• **EXERCISE INSTRUCTIONS**: Pull every line holding the string "that" from the records below.

• **MATERIAL**:

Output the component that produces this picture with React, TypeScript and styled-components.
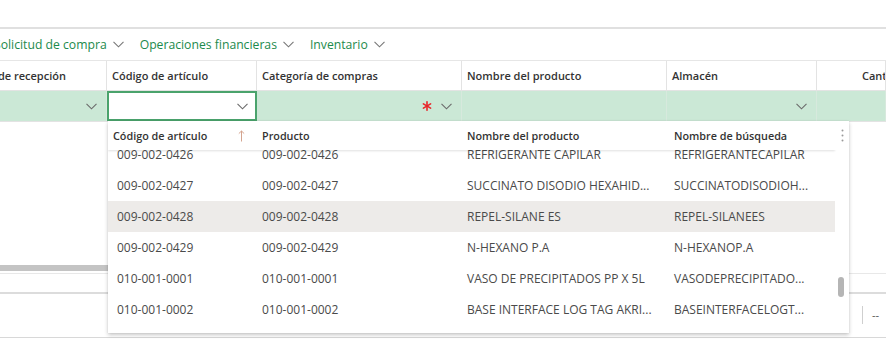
import React from "react";
import styled, { createGlobalStyle } from "styled-components";

const GlobalStyle = createGlobalStyle`
  html, body { margin: 0; padding: 0; background: #fff; }
  body { font-family: "Segoe UI", "Open Sans", "Noto Sans", sans-serif; overflow: hidden; }
  * { box-sizing: border-box; }
`;

const Page = styled.div`
  position: relative;
  width: 886px;
  height: 350px;
  overflow: hidden;
  background: #fff;
`;

const TopBar = styled.div`
  height: 29px;
  border-bottom: 2px solid #e0e0e0;
`;

const Toolbar = styled.div`
  display: flex;
  align-items: center;
  height: 32px;
  margin-left: -6px;
  border-bottom: 1px solid #e6e6e6;
  gap: 16px;
`;

const MenuItem = styled.div`
  display: flex;
  align-items: center;
  gap: 6px;
  color: #1c8a4c;
  font-size: 12.2px;
  white-space: nowrap;
`;

const Grid = styled.div`
  margin-left: -41px;
`;

const Row = styled.div<{ $h: number; $bg?: string }>`
  display: flex;
  height: ${(p) => p.$h}px;
  background: ${(p) => p.$bg || "transparent"};
  border-bottom: 1px solid #e3e3e3;
`;

const HeadCell = styled.div<{ $w?: number; $pl?: number }>`
  flex: ${(p) => (p.$w ? `0 0 ${p.$w}px` : "1 1 auto")};
  display: flex;
  align-items: center;
  padding-left: ${(p) => p.$pl ?? 5}px;
  border-right: 1px solid #e3e3e3;
  font-size: 11px;
  font-weight: 600;
  color: #333;
  white-space: nowrap;
  overflow: hidden;
`;

const FilterCell = styled.div<{ $w?: number; $active?: boolean }>`
  flex: ${(p) => (p.$w ? `0 0 ${p.$w}px` : "1 1 auto")};
  display: flex;
  align-items: center;
  justify-content: flex-end;
  gap: 9px;
  padding-right: 9px;
  border-right: 1px solid ${(p) => (p.$active ? "transparent" : "#d7e9dd")};
  ${(p) =>
    p.$active
      ? `background:#fff; border:2px solid #4aa36c; padding-right:7px; margin-top:0;`
      : ""}
`;

const Body = styled.div`
  display: flex;
  flex-direction: column;
  height: 229px;
`;

const EmptyArea = styled.div`
  height: 143px;
`;

const HScroll = styled.div`
  height: 6px;
  width: 420px;
  background: #c4c4c4;
`;

const FooterBand = styled.div`
  height: 21px;
  border-top: 1px solid #e8e8e8;
  border-bottom: 2px solid #dcdcdc;
  margin-top: 2px;
`;

const FooterRow = styled.div`
  height: 44px;
  display: flex;
  justify-content: flex-end;
  align-items: center;
  border-bottom: 1px solid #d8d8d8;
  padding-bottom: 2px;
`;

const FooterCell = styled.div`
  width: 24px;
  height: 18px;
  border-left: 1px solid #cfcfcf;
  font-size: 11px;
  color: #555;
  display: flex;
  align-items: center;
  padding-left: 9px;
`;

const Dropdown = styled.div`
  position: absolute;
  left: 108px;
  top: 121px;
  width: 741px;
  height: 212px;
  background: #fff;
  box-shadow: 0 1.5px 4px rgba(0, 0, 0, 0.22), 0 0 1px rgba(0, 0, 0, 0.12);
  display: flex;
  flex-direction: column;
  overflow: hidden;
`;

const DDHeader = styled.div`
  display: flex;
  height: 29px;
  flex: 0 0 29px;
  position: relative;
  z-index: 1;
  background: #fff;
  box-shadow: 0 1px 2px rgba(0, 0, 0, 0.12);
  margin-right: 14px;
`;

const DDHeadCell = styled.div<{ $w: number; $pl: number }>`
  flex: 0 0 ${(p) => p.$w}px;
  display: flex;
  align-items: center;
  justify-content: space-between;
  padding-left: ${(p) => p.$pl}px;
  padding-right: 12px;
  font-size: 10.8px;
  font-weight: 600;
  color: #333;
  white-space: nowrap;
`;

const DDMenu = styled.div`
  position: absolute;
  right: -14px;
  top: 0;
  width: 14px;
  height: 29px;
  display: flex;
  align-items: center;
  justify-content: center;
  background: #fff;
`;

const DDBody = styled.div`
  flex: 1;
  display: flex;
  overflow: hidden;
`;

const DDList = styled.div`
  flex: 0 0 727px;
  margin-top: -11px;
`;

const DDRow = styled.div<{ $sel?: boolean }>`
  display: flex;
  height: 31px;
  align-items: center;
  background: ${(p) => (p.$sel ? "#edebe9" : "transparent")};
`;

const DDCell = styled.div<{ $w: number; $pl: number }>`
  flex: 0 0 ${(p) => p.$w}px;
  padding-left: ${(p) => p.$pl}px;
  font-size: 12px;
  color: #4a4a4a;
  white-space: nowrap;
  overflow: hidden;
`;

const VTrack = styled.div`
  flex: 0 0 14px;
  position: relative;
`;

const VThumb = styled.div`
  position: absolute;
  left: 3px;
  top: 127px;
  width: 6px;
  height: 20px;
  border-radius: 3px;
  background: #b5b5b5;
`;

const Chevron = ({ color = "#6b6b6b" }: { color?: string }) => (
  <svg width="11" height="7" viewBox="0 0 11 7">
    <polyline points="0.5,0.8 5.5,5.8 10.5,0.8" fill="none" stroke={color} strokeWidth="1.1" />
  </svg>
);

const Asterisk = () => (
  <svg width="10" height="10" viewBox="0 0 10 10">
    <g stroke="#e8252a" strokeWidth="1.6" strokeLinecap="round">
      <line x1="5" y1="0.8" x2="5" y2="9.2" />
      <line x1="1.4" y1="2.9" x2="8.6" y2="7.1" />
      <line x1="1.4" y1="7.1" x2="8.6" y2="2.9" />
    </g>
  </svg>
);

const SortUp = () => (
  <svg width="7" height="12" viewBox="0 0 7 12">
    <g stroke="#d4a48f" strokeWidth="1" fill="none">
      <line x1="3.5" y1="1" x2="3.5" y2="11.5" />
      <polyline points="0.8,3.6 3.5,1 6.2,3.6" />
    </g>
  </svg>
);

const Dots = () => (
  <svg width="3" height="13" viewBox="0 0 3 13">
    <g fill="#999">
      <circle cx="1.5" cy="1.5" r="1" />
      <circle cx="1.5" cy="6.5" r="1" />
      <circle cx="1.5" cy="11.5" r="1" />
    </g>
  </svg>
);

const rows = [
  ["009-002-0426", "009-002-0426", "REFRIGERANTE CAPILAR", "REFRIGERANTECAPILAR"],
  ["009-002-0427", "009-002-0427", "SUCCINATO DISODIO HEXAHID...", "SUCCINATODISODIOH..."],
  ["009-002-0428", "009-002-0428", "REPEL-SILANE ES", "REPEL-SILANEES"],
  ["009-002-0429", "009-002-0429", "N-HEXANO P.A", "N-HEXANOP.A"],
  ["010-001-0001", "010-001-0001", "VASO DE PRECIPITADOS PP X 5L", "VASODEPRECIPITADO..."],
  ["010-001-0002", "010-001-0002", "BASE INTERFACE LOG TAG AKRI...", "BASEINTERFACELOGT..."],
];

const ddCols = [
  { w: 149, pl: 9 },
  { w: 205, pl: 5 },
  { w: 206, pl: 5 },
  { w: 167, pl: 6 },
];

export default function App() {
  return (
    <Page>
      <GlobalStyle />
      <TopBar />
      <Toolbar>
        <MenuItem>
          Solicitud de compra <Chevron color="#777" />
        </MenuItem>
        <MenuItem>
          Operaciones financieras <Chevron color="#777" />
        </MenuItem>
        <MenuItem>
          Inventario <Chevron color="#777" />
        </MenuItem>
      </Toolbar>
      <Grid>
        <Row $h={30}>
          <HeadCell $w={148}>Fecha de recepción</HeadCell>
          <HeadCell $w={150}>Código de artículo</HeadCell>
          <HeadCell $w={205}>Categoría de compras</HeadCell>
          <HeadCell $w={205}>Nombre del producto</HeadCell>
          <HeadCell $w={150}>Almacén</HeadCell>
          <HeadCell $pl={45}>Cantidad</HeadCell>
        </Row>
        <Row $h={31} $bg="#cbe8d6">
          <FilterCell $w={148}>
            <Chevron />
          </FilterCell>
          <FilterCell $w={150} $active>
            <Chevron />
          </FilterCell>
          <FilterCell $w={205}>
            <Asterisk />
            <Chevron />
          </FilterCell>
          <FilterCell $w={205} />
          <FilterCell $w={150}>
            <Chevron />
          </FilterCell>
          <FilterCell />
        </Row>
      </Grid>
      <Body>
        <EmptyArea />
        <HScroll />
        <FooterBand />
        <FooterRow>
          <FooterCell>--</FooterCell>
        </FooterRow>
      </Body>
      <Dropdown>
        <DDHeader>
          <DDHeadCell $w={149} $pl={5}>
            Código de artículo <SortUp />
          </DDHeadCell>
          <DDHeadCell $w={205} $pl={5}>Producto</DDHeadCell>
          <DDHeadCell $w={206} $pl={5}>Nombre del producto</DDHeadCell>
          <DDHeadCell $w={167} $pl={6}>Nombre de búsqueda</DDHeadCell>
          <DDMenu>
            <Dots />
          </DDMenu>
        </DDHeader>
        <DDBody>
          <DDList>
            {rows.map((r, i) => (
              <DDRow key={i} $sel={i === 2}>
                {r.map((t, j) => (
                  <DDCell key={j} $w={ddCols[j].w} $pl={ddCols[j].pl}>
                    {t}
                  </DDCell>
                ))}
              </DDRow>
            ))}
          </DDList>
          <VTrack>
            <VThumb />
          </VTrack>
        </DDBody>
      </Dropdown>
    </Page>
  );
}
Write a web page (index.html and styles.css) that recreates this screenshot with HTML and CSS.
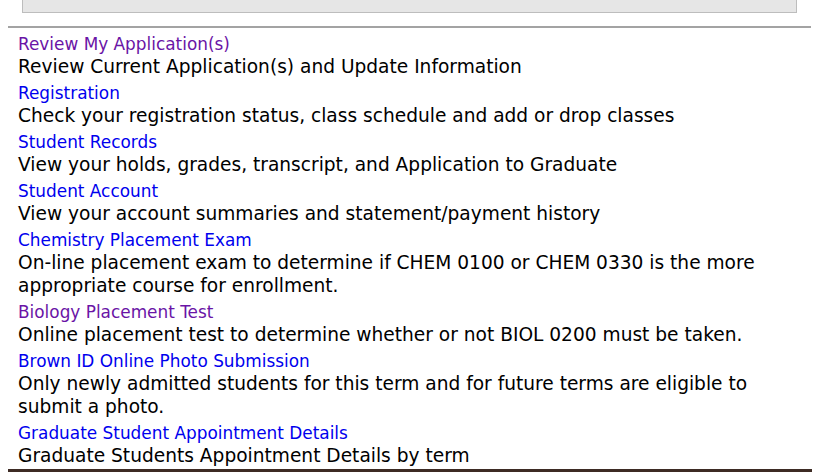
FILE: index.html
```html
<!DOCTYPE html>
<html>
<head>
<meta charset="utf-8">
<link rel="stylesheet" href="styles.css">
</head>
<body>
<div class="page">
  <div class="topbox"></div>
  <div class="rule"></div>
  <ul class="menu">
    <li><a class="visited" href="#">Review My Application(s)</a><p>Review Current Application(s) and Update Information</p></li>
    <li><a href="#">Registration</a><p>Check your registration status, class schedule and add or drop classes</p></li>
    <li><a href="#">Student Records</a><p>View your holds, grades, transcript, and Application to Graduate</p></li>
    <li><a href="#">Student Account</a><p>View your account summaries and statement/payment history</p></li>
    <li><a href="#">Chemistry Placement Exam</a><p>On-line placement exam to determine if CHEM 0100 or CHEM 0330 is the more appropriate course for enrollment.</p></li>
    <li><a class="visited" href="#">Biology Placement Test</a><p>Online placement test to determine whether or not BIOL 0200 must be taken.</p></li>
    <li><a href="#">Brown ID Online Photo Submission</a><p>Only newly admitted students for this term and for future terms are eligible to submit a photo.</p></li>
    <li><a href="#">Graduate Student Appointment Details</a><p>Graduate Students Appointment Details by term</p></li>
  </ul>
  <div class="bottomrule"></div>
</div>
</body>
</html>
```
FILE: styles.css
```css
html, body {
  margin: 0;
  padding: 0;
  background: #fff;
}
.page {
  width: 828px;
  font-family: "DejaVu Sans", Verdana, sans-serif;
}
.topbox {
  margin-left: 22px;
  width: 773px;
  height: 12px;
  background: #e6e6e6;
  border: 1px solid #bdbdbd;
  border-top: none;
}
.rule {
  margin: 13px 0 0 8px;
  width: 803px;
  height: 2px;
  background: #a3a3a3;
}
.menu {
  list-style: none;
  margin: 5px 0 0 0;
  padding: 0 0 0 18px;
  width: 760px;
}
.menu li {
  margin: 0 0 4px 0;
}
.menu li:last-child {
  margin-bottom: 0;
}
.menu a {
  display: block;
  color: #0000ee;
  text-decoration: none;
  font-size: 16.9px;
  line-height: 22px;
}
.menu a.visited {
  color: #6a14a6;
}
.menu p {
  margin: 0;
  color: #000;
  font-size: 18.6px;
  line-height: 23px;
}
.bottomrule {
  margin: 2px 0 0 8px;
  width: 804px;
  height: 3px;
  background: #3d2b24;
}
```
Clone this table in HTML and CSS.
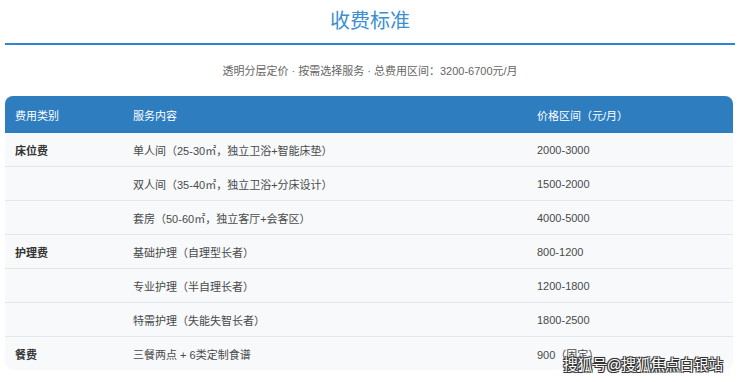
FILE: index.html
```html
<!DOCTYPE html>
<html lang="zh-CN">
<head>
<meta charset="utf-8">
<title>收费标准</title>
<link rel="stylesheet" href="styles.css">
</head>
<body>
<div class="page">
  <h1 class="title">收费标准</h1>
  <p class="subtitle">透明分层定价 · 按需选择服务 · 总费用区间：3200-6700元/月</p>
  <div class="table-card">
    <table class="fee-table">
      <colgroup>
        <col class="c-cat">
        <col class="c-svc">
        <col class="c-price">
      </colgroup>
      <thead>
        <tr><th>费用类别</th><th>服务内容</th><th>价格区间（元/月）</th></tr>
      </thead>
      <tbody>
        <tr><td class="cat">床位费</td><td>单人间（25-30㎡，独立卫浴+智能床垫）</td><td>2000-3000</td></tr>
        <tr><td class="cat"></td><td>双人间（35-40㎡，独立卫浴+分床设计）</td><td>1500-2000</td></tr>
        <tr><td class="cat"></td><td>套房（50-60㎡，独立客厅+会客区）</td><td>4000-5000</td></tr>
        <tr><td class="cat">护理费</td><td>基础护理（自理型长者）</td><td>800-1200</td></tr>
        <tr><td class="cat"></td><td>专业护理（半自理长者）</td><td>1200-1800</td></tr>
        <tr><td class="cat"></td><td>特需护理（失能失智长者）</td><td>1800-2500</td></tr>
        <tr><td class="cat">餐费</td><td>三餐两点 + 6类定制食谱</td><td>900（固定）</td></tr>
      </tbody>
    </table>
  </div>
  <div class="watermark">搜狐号@搜狐焦点白银站</div>
</div>
</body>
</html>
```

FILE: styles.css
```css
html, body {
  margin: 0;
  padding: 0;
  background: #ffffff;
}
body {
  font-family: "Liberation Sans", "Noto Sans CJK SC", sans-serif;
  color: #444;
}
.page {
  position: relative;
  width: 730px;
  height: 382px;
  padding: 0 5px;
  overflow: hidden;
}
.title {
  margin: 0;
  height: 43px;
  line-height: 43px;
  text-align: center;
  font-size: 20px;
  font-weight: normal;
  color: #3b8fd2;
  border-bottom: 2px solid #2d86d3;
}
.subtitle {
  margin: 16px 0 15px;
  line-height: 20px;
  text-align: center;
  font-size: 11px;
  color: #666;
}
.table-card {
  width: 728px;
  border-radius: 8px;
  overflow: hidden;
  background: #f7f9fb;
}
.fee-table {
  width: 100%;
  border-collapse: collapse;
  table-layout: fixed;
  font-size: 11px;
}
.c-cat { width: 118px; }
.c-svc { width: 404px; }
.c-price { width: auto; }
.fee-table th {
  height: 37px;
  padding: 0 10px;
  text-align: left;
  font-weight: normal;
  color: #ffffff;
  background: #2d7dbf;
}
.fee-table td {
  height: 33px;
  padding: 0 10px;
  color: #4a4a4a;
  border-bottom: 1px solid #e3e6ea;
}
.fee-table tbody tr:last-child td {
  border-bottom: none;
}
.fee-table td.cat {
  font-weight: bold;
  color: #333;
}
.watermark {
  position: absolute;
  right: 17px;
  bottom: 8px;
  font-size: 14.5px;
  color: #ffffff;
  text-shadow: 1px 1px 0 #333, -1px -1px 0 #333, 1px -1px 0 #333, -1px 1px 0 #333, 0 0 2px #000;
}
```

• **RESPONSE FOR THIS EXERCISE**:
Output the component that produces this picture with React, TypeScript and styled-components.
Write a web page (index.html and styles.css) that recreates this screenshot with HTML and CSS.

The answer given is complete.